I’m struck by the fact that just because an argument wasn’t raised in a case doesn’t mean that it couldn’t have been. And just because an issue is missed in a case, doesn’t mean there isn’t still a potentially open issue that should be addressed to help inform taxpayers regarding the proper application of the Tax Law. But I can appreciate that perhaps the Tribunal would not have the facts necessary to analyze the nature of the transaction from a “protective services” perspective. It remains unclear to me, however, exactly why Petitioners failed to meet their burdens to show that the regulation is irrational and inconsistent considering that the Tribunal cited no specific deficiencies. I could see some valid arguments - temporary protective pedestrian walkways are not similar to the type of “protective services” taxable under Tax Law § 1105(c)(8) – but without any analysis, one is left to wonder.

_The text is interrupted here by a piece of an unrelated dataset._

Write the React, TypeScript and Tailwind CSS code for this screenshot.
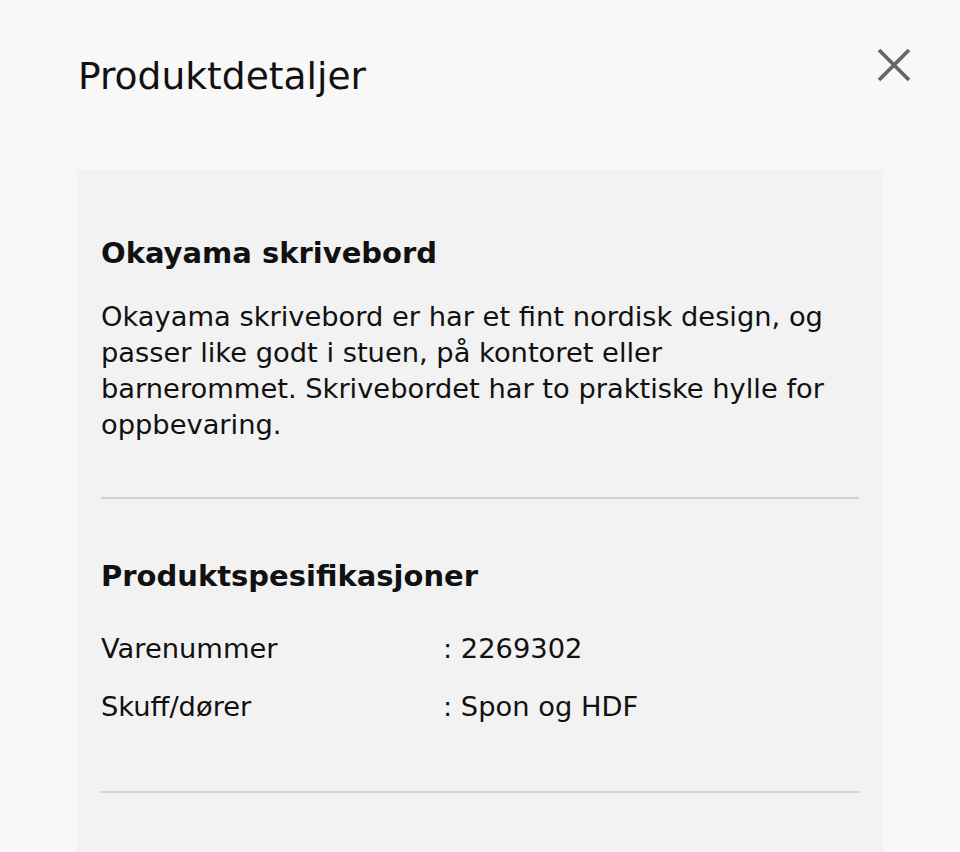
import React from "react";

export default function App() {
  return (
    <div
      className="w-[960px] h-[852px] overflow-hidden bg-[#f8f8f8] text-[#111111]"
      style={{ fontFamily: "'DejaVu Sans', sans-serif" }}
    >
      <div className="flex items-start justify-between pl-[78px] pr-[49px] pt-[54px] h-[170px]">
        <h1 className="text-[37.6px] leading-[44px] font-normal">Produktdetaljer</h1>
        <button className="mt-[-6px] w-[34px] h-[34px] flex items-center justify-center" aria-label="Lukk">
          <svg width="34" height="34" viewBox="0 0 34 34" fill="none">
            <path d="M2 2 L32 32 M32 2 L2 32" stroke="#666666" strokeWidth="3.8" strokeLinecap="butt" />
          </svg>
        </button>
      </div>
      <div className="ml-[77px] w-[806px] h-[682px] bg-[#f2f2f2] px-[24px]">
        <section className="pt-[64px] pb-[54px]">
          <h2 className="text-[29px] leading-[38px] font-bold">Okayama skrivebord</h2>
          <p className="mt-[27px] text-[27.3px] leading-[36px] font-normal">
            Okayama skrivebord er har et fint nordisk design, og passer like godt i stuen, på kontoret eller
            barnerommet. Skrivebordet har to praktiske hylle for oppbevaring.
          </p>
        </section>
        <div className="h-[2px] bg-[#d2d2d2]" />
        <section className="pt-[58px] pb-[66px]">
          <h2 className="text-[29px] leading-[38px] font-bold">Produktspesifikasjoner</h2>
          <div className="mt-[36px] flex flex-col gap-[22px] text-[27.3px] leading-[36px]">
            <div className="flex">
              <span className="w-[342px]">Varenummer</span>
              <span>: 2269302</span>
            </div>
            <div className="flex">
              <span className="w-[342px]">Skuff/dører</span>
              <span>: Spon og HDF</span>
            </div>
          </div>
        </section>
        <div className="h-[2px] bg-[#d2d2d2]" />
      </div>
    </div>
  );
}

Finally, Petitioners cited to the authority that concludes that interior decorating services cease to be taxable when the interior decorator also installs the design (thereby becoming a contractor and bringing the capital improvement service exclusion into play). Unfortunately for Petitioners, the Tribunal adopted the analysis we were concerned with in the initial blogpost on 608 Franklin (are the members of the Tribunal among our twelve or so readers?), and distinguished this authority factually – i.e., unlike the interior decorator, the vendors selling Petitioners security services did not thereafter install a capital improvement.
It will be interesting to see if Petitioners decide to take these cases to the Third Department to see if it is troubled by the fact that the Division “has inconsistently applied the McLane ruling and has inconsistently followed its own regulations.” Because the Third Department is really the correct forum for overturning McLane, these cases may just be the perfunctory undercard of the main event.